HMRC has published partial draft guidance on the multinational top-up tax (“MTT”), and the domestic top-up tax (“DTT”) included in the Finance No. 2 Bill 2023. The MTT and DTT will take effect in the UK in respect of accounting periods beginning on or after 31 December 2023. Comments should be emailed to HMRC Pillar 2 consultation inbox. Include “HMRC guidance” in the subject line, and refer to the page number (MTTxxxxx) and page title if applicable, when submitting comments.
HMRC also welcomes feedback on what stakeholders might find useful in future guidance. This guidance will form a new manual hence further draft guidance will be published in due course. We also understand that HMRC is sending letters to large businesses who it believes may be within the scope of the MTT and DTT.
The multinational top-up tax is a new tax on multinational enterprise groups with annual revenue of €750 million or more. A top-up tax will be charged on UK parent members when a subsidiary is located in a non-UK jurisdiction, and the group’s profits arising in that jurisdiction are taxed at a rate below the minimum effective tax rate of 15 percent.
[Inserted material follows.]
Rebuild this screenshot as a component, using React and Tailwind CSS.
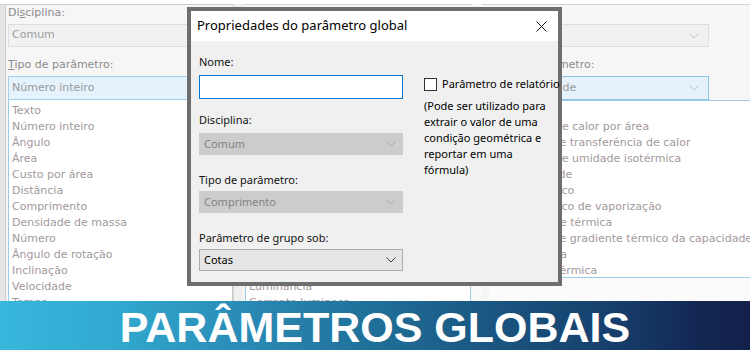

These measures constitute the UK’s adoption of a qualifying Income Inclusion Rule and a Qualifying Domestic MTT (part of the Pillar 2 or GloBE rules). The draft guidance is partial and consists of three chapters of the HMRC guidance manual on multinational top-up tax, which exists as a standalone manual. Page 24 of the guidance includes a cross-reference table between the OECD Model Rules and the UK legislation.
The three chapters are:-
- Introduction, which includes an overview of the taxes and guidance on chargeability;
- Scope, which includes guidance on excluded entities, the revenue threshold test, and the transitional CbCR safe harbour; and
- Administration.
Additionally, the Introduction chapter includes a map between the legislation and the OECD Model Rules (at MTT09990). The draft guidance is intended to reflect the legislation in the Finance No. 2 Bill 2023 and will be updated to reflect any amendments to the legislation. Therefore, you should not assume that the guidance is comprehensive, nor that it will provide a definitive answer in every case. HMRC will use their own reasoning, based on their training and experience, when applying the guidance to the facts of particular cases.